Well sure…that is handled by the pattern you use, as long as there is no {controller} with in the pattern its static and does exactly what you said you want. I just didn’t want to put dedicated method parameters for those. Instead used an array. Does the same thing you want, but is also overloadable.

Could also add a second form of syntax to your patterns, one that does not define variables by static input “controller”, “action”, “area”. Then you won’t have to repeat those in a method call, already defined in the pattern. DRY etc.

Hey logic_earth, thanks for actually discussing this and not just tossing out code. It’s been a while since I’ve actually had a proper discussion. If you will, allow me to explain my stance on this.

Take the following urls:

Author/Retire/42
Book/Publish/42

While I could use a generic pattern like “{controller}/{action}/{id}” there are problems with this approach. For starters, the pattern will resolve as a match for Book/Retire/42, which doesn’t make sense. While true that post resolution error checking will catch this, I find it a rather unacceptable scenario.

Consider how these would be registered:


$routes-Add(
	'route_name',
	'{controller}/{action}/{id}',
	null, // no reasonable defaults
	array(
		'controller' => 'author|book',
		'action' => 'list|add|edit|remove|publish|retire|retitle|rename'
	)
);

As you can see, there is no consideration for which action values are paired with which controller. The only solution is to make two routes:


$routes-Add(
	'author',
	'Author/{action}/{id}',
	null, // no reasonable defaults
	array(
		'controller' => 'author',
		'action' => 'list|add|edit|remove|retire|rename'
	)
);

$routes-Add(
	'book',
	'Book/{action}/{id}',
	null, // no reasonable defaults
	array(
		'controller' => 'book',
		'action' => 'list|add|edit|remove|publish|retitle'
	)
);

Now, things make a bit more sense. But as you can see, the idea of a more granular style of routing is beginning to creep in. The next issue is that not all of the given actions will require an id. While most commercial systems account for this, in coding my own, I found it difficult to make considerations for the trailing ‘/’ separator. Assuming I can’t justify the extra time and coding required, we need more routes:


$routes-Add(
	'author_with_id',
	'Author/{action}/{id}',
	null, // no reasonable defaults
	array(
		'controller' => 'author',
		'action' => 'edit|remove|retire|rename'
	)
);

$routes-Add(
	'author_without_id',
	'Author/{action}',
	null, // no reasonable defaults
	array(
		'controller' => 'author',
		'action' => 'list|add'
	)
);

$routes-Add(
	'book_with_id',
	'Book/{action}/{id}',
	null, // no reasonable defaults
	array(
		'controller' => 'book',
		'action' => 'edit|remove|publish|retitle'
	)
);

$routes-Add(
	'book_without_id',
	'Book/{action}',
	null, // no reasonable defaults
	array(
		'controller' => 'book',
		'action' => 'list|add'
	)
);

We’ve now become much more granulated than we started out. But there is one last issue that really stands out. When integrating legacy code, we often come across controller and action names that do not follow proper conventions. We could spend some time refactoring this code, but depending on how large the code base is, it would probably be a lot easier to simple remap things such that our urls can be used without changing anything except the mapping code. In the above examples, the controller builder would look for AuthorController and BookController respectively. In order to decouple a given url from the intended controller and action, we must also remove these dependencies from the pattern. Doing so forces us to create a route for each controller/action combination we have in the system. This is not entirely unreasonable. If you think about how we handle dependency injection, mapping a particular interface to a particular class, then it makes sense to map a particular url to a particular controller and action. While increasing the number of routes we must define, it greatly reduces the complexity of the code, internal to the router itself.

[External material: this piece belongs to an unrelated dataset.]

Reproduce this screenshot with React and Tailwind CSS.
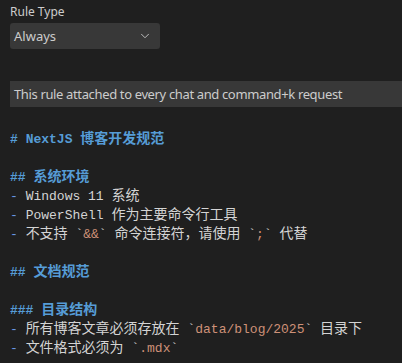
import { ChevronDown } from 'lucide-react'

// CJK runs render a touch larger than the mono Latin, as in the editor
const J = ({ children }) => <span className="text-[14px]">{children}</span>

const Code = ({ children }) => (
  <>
    <span className="text-[#d4d4d4]">`</span>
    <span className="text-[#ce9178]">{children}</span>
    <span className="text-[#d4d4d4]">`</span>
  </>
)

const Heading = ({ marks, children }) => (
  <div className="font-bold text-[#569cd6]">
    {marks} {children}
  </div>
)

const Item = ({ children }) => (
  <div className="text-[#d4d4d4]">
    <span className="text-[#6796e6]">-</span> {children}
  </div>
)

const Blank = () => <div className="h-[19px]" />

export default function App() {
  return (
    <div className="min-h-[363px] w-[402px] overflow-hidden bg-[#1f1f1f] font-['Noto_Sans','Noto_Sans_CJK_SC',sans-serif]">
      <div className="px-[10px] pt-[3px]">
        <div className="text-[12px] leading-[18px] text-[#cccccc]">Rule Type</div>
        <div className="mt-[2px] flex h-[26px] w-[150px] items-center justify-between rounded-[3px] bg-[#383838] pl-[4px] pr-[8px]">
          <span className="pt-[2px] text-[13px] text-[#cccccc]">Always</span>
          <ChevronDown size={14} strokeWidth={1.5} className="text-[#cccccc]" />
        </div>

        <div className="mt-[32px] -mr-[20px] flex h-[26px] items-center bg-[#383838] pl-[4px]">
          <span className="whitespace-nowrap pt-[1px] text-[13px] tracking-[-0.36px] text-[#cccccc]">
            This rule attached to every chat and command+k request
          </span>
        </div>

        <div className="mt-[23px] whitespace-pre font-['Liberation_Mono','Noto_Sans_CJK_SC',monospace] text-[13px] leading-[19px]">
          <Heading marks="#">
            NextJS <J>博客开发规范</J>
          </Heading>
          <Blank />
          <Heading marks="##">
            <J>系统环境</J>
          </Heading>
          <Item>
            Windows 11 <J>系统</J>
          </Item>
          <Item>
            PowerShell <J>作为主要命令行工具</J>
          </Item>
          <Item>
            <J>不支持</J> <Code>&&</Code> <J>命令连接符，请使用</J> <Code>;</Code> <J>代替</J>
          </Item>
          <Blank />
          <Heading marks="##">
            <J>文档规范</J>
          </Heading>
          <Blank />
          <Heading marks="###">
            <J>目录结构</J>
          </Heading>
          <Item>
            <J>所有博客文章必须存放在</J> <Code>data/blog/2025</Code> <J>目录下</J>
          </Item>
          <Item>
            <J>文件格式必须为</J> <Code>.mdx</Code>
          </Item>
        </div>
      </div>
    </div>
  )
}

// simple mapping with one variable
$routes->Add(
	'book_publish',
	'Book/{bookId}/Publish',
	array('bookId' => '\\d+')
	'Book',
	'Publish'
);

// remapping a controller and action
$routes->Add(
	'customer_remove',
	'Customer/{customerId}/Remove',
	array('customerId' => '\\d+')
	'Cust', // using legacy controller name
	'Delete' // using legacy action name
);

One final note is that most commonly available systems are written with general development in mind. They simply can not afford to make any assumptions on coding standards, methodologies, and conventions. However, these system are laden with code and conventions that may never be used in a professional environment, as most companies will define their own standards and code around them.

Hopefully, with all this mind, you can now understand why I see no reason to entertain the notion of default values for pattern variables, or including controller and action as variables in a pattern.

Sorry to bother you guys again, but I need more help. Yeah, I know, I’m a retard…

Given the pattern: foo/{fid}/bar/{bid}/woot
I want to get an array that merely includes the text in the {} in a non-assoc array.

preg_match_all(‘#{([a-z][A-Z])+}#’, $pattern, $matches) just doesn’t work. =/

I have NO CLUE what I’m doing here…

The purpose is to build a list of expected substitutions.

$matches should contain ‘fid’ and ‘bid’, without the {}'s.